A stretch of the winding country lane that leads to the Abbey from the far side of Kilburn High Road is still called Abbey Road. Yes, that Abbey Road.


Odds and Ends


At the Queen's Park Day celebration, the nice volunteers at the recycling booth gave us a sticker for our mail slot: NO JUNK MAIL. It's to discourage the people who come around slipping circulars and business cards and other printed matter through mail slots all over the city, and it you don't accept the paper to begin with, it's less that you have to recycle. Except that I've decided that I like my London junk mail, at least for now.
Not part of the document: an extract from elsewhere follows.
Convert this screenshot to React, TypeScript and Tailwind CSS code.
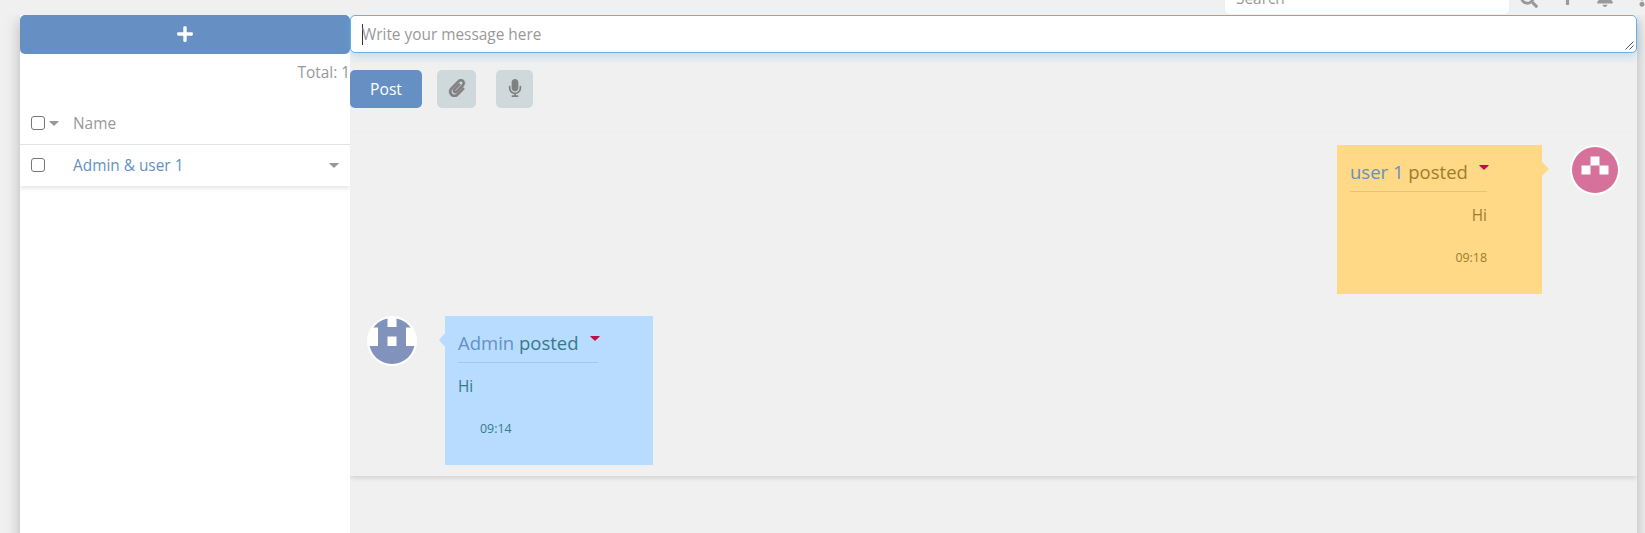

Thanks to junk mail, Holly discovered a nearby delicatessen that she likes. We received an Open Morning invitation to see an independent prep school which I might like to investigate just to see what it's like. Through the mail slot we get Grove, a free monthly magazine devoted to our section of London, and a second free magazine from the Brent Council telling us about local services and special events. (A public celebration of Diwali in October, and two weeks later, Eid-Ul-Fitr to celebrate the end of Ramadan.) If we ever want to order Indian food for delivery, we have many menus to choose from.


The most common delivery through the mail slot, though, is business cards for car services. The business is distinguished from taxi service in that car services are not allowed to drive the streets searching for fares. The have to be called on the phone, and they want to be very sure that no man, woman, or child in London is without a copy of their business card. We get a car service card through the mail slot about every other day, representing eight different companies so far.


For now, we won't put up a sticker saying NO JUNK MAIL, but I'd like to find one that says NO CARS.


From Philip Lees in Crete: “I hope you've learned how to pronounce Cherwell, Cholmondeley, Featherstonehaugh and Beaulieu. Otherwise, they may cut off your

electricity.” I’m sure Philip made all of those place names up.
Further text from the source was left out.